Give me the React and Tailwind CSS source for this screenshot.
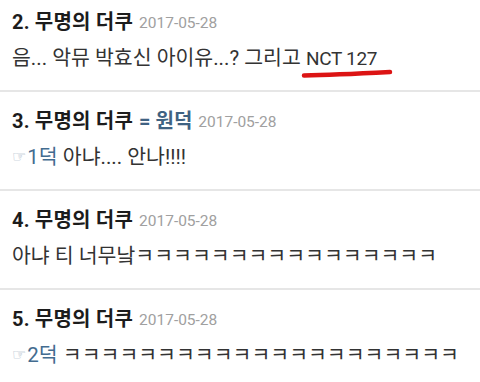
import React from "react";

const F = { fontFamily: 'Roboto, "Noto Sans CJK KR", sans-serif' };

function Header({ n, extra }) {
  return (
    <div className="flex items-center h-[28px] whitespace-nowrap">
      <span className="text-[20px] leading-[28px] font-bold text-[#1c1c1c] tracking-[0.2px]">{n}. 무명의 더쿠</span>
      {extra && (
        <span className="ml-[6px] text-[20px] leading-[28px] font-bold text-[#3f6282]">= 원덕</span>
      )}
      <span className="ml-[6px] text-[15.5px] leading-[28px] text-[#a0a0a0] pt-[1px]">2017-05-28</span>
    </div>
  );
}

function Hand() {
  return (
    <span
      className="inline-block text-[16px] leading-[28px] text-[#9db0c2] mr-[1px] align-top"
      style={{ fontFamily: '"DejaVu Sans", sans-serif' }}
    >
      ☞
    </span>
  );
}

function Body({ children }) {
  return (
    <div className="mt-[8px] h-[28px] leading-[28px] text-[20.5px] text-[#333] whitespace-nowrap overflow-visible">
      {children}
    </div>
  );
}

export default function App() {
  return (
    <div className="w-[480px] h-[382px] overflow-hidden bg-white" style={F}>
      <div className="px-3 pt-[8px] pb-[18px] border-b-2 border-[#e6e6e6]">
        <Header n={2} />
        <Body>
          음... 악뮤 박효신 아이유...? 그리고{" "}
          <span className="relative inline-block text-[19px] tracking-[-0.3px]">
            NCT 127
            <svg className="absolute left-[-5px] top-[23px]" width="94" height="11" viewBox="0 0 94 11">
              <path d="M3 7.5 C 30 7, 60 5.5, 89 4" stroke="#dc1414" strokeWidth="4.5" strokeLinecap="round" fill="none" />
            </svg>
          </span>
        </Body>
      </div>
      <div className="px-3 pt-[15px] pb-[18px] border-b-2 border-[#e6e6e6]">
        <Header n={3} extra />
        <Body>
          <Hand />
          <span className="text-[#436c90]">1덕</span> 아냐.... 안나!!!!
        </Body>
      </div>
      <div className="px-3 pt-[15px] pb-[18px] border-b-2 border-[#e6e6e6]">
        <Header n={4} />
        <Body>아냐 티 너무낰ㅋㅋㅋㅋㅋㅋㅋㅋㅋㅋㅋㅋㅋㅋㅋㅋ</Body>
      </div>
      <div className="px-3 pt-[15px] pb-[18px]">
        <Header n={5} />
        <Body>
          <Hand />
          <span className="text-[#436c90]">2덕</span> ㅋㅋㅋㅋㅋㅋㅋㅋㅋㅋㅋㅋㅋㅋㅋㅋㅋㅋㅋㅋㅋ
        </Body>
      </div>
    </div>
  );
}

[TASK DETAILS] Write out the listing above again, exactly, but with no pictures in the copy.

[TASK OUTPUT]
Give me the React and Tailwind CSS source for this screenshot.
import React from "react";

const F = { fontFamily: 'Roboto, "Noto Sans CJK KR", sans-serif' };

function Header({ n, extra }) {
  return (
    <div className="flex items-center h-[28px] whitespace-nowrap">
      <span className="text-[20px] leading-[28px] font-bold text-[#1c1c1c] tracking-[0.2px]">{n}. 무명의 더쿠</span>
      {extra && (
        <span className="ml-[6px] text-[20px] leading-[28px] font-bold text-[#3f6282]">= 원덕</span>
      )}
      <span className="ml-[6px] text-[15.5px] leading-[28px] text-[#a0a0a0] pt-[1px]">2017-05-28</span>
    </div>
  );
}

function Hand() {
  return (
    <span
      className="inline-block text-[16px] leading-[28px] text-[#9db0c2] mr-[1px] align-top"
      style={{ fontFamily: '"DejaVu Sans", sans-serif' }}
    >
      ☞
    </span>
  );
}

function Body({ children }) {
  return (
    <div className="mt-[8px] h-[28px] leading-[28px] text-[20.5px] text-[#333] whitespace-nowrap overflow-visible">
      {children}
    </div>
  );
}

export default function App() {
  return (
    <div className="w-[480px] h-[382px] overflow-hidden bg-white" style={F}>
      <div className="px-3 pt-[8px] pb-[18px] border-b-2 border-[#e6e6e6]">
        <Header n={2} />
        <Body>
          음... 악뮤 박효신 아이유...? 그리고{" "}
          <span className="relative inline-block text-[19px] tracking-[-0.3px]">
            NCT 127
            <svg className="absolute left-[-5px] top-[23px]" width="94" height="11" viewBox="0 0 94 11">
              <path d="M3 7.5 C 30 7, 60 5.5, 89 4" stroke="#dc1414" strokeWidth="4.5" strokeLinecap="round" fill="none" />
            </svg>
          </span>
        </Body>
      </div>
      <div className="px-3 pt-[15px] pb-[18px] border-b-2 border-[#e6e6e6]">
        <Header n={3} extra />
        <Body>
          <Hand />
          <span className="text-[#436c90]">1덕</span> 아냐.... 안나!!!!
        </Body>
      </div>
      <div className="px-3 pt-[15px] pb-[18px] border-b-2 border-[#e6e6e6]">
        <Header n={4} />
        <Body>아냐 티 너무낰ㅋㅋㅋㅋㅋㅋㅋㅋㅋㅋㅋㅋㅋㅋㅋㅋ</Body>
      </div>
      <div className="px-3 pt-[15px] pb-[18px]">
        <Header n={5} />
        <Body>
          <Hand />
          <span className="text-[#436c90]">2덕</span> ㅋㅋㅋㅋㅋㅋㅋㅋㅋㅋㅋㅋㅋㅋㅋㅋㅋㅋㅋㅋㅋ
        </Body>
      </div>
    </div>
  );
}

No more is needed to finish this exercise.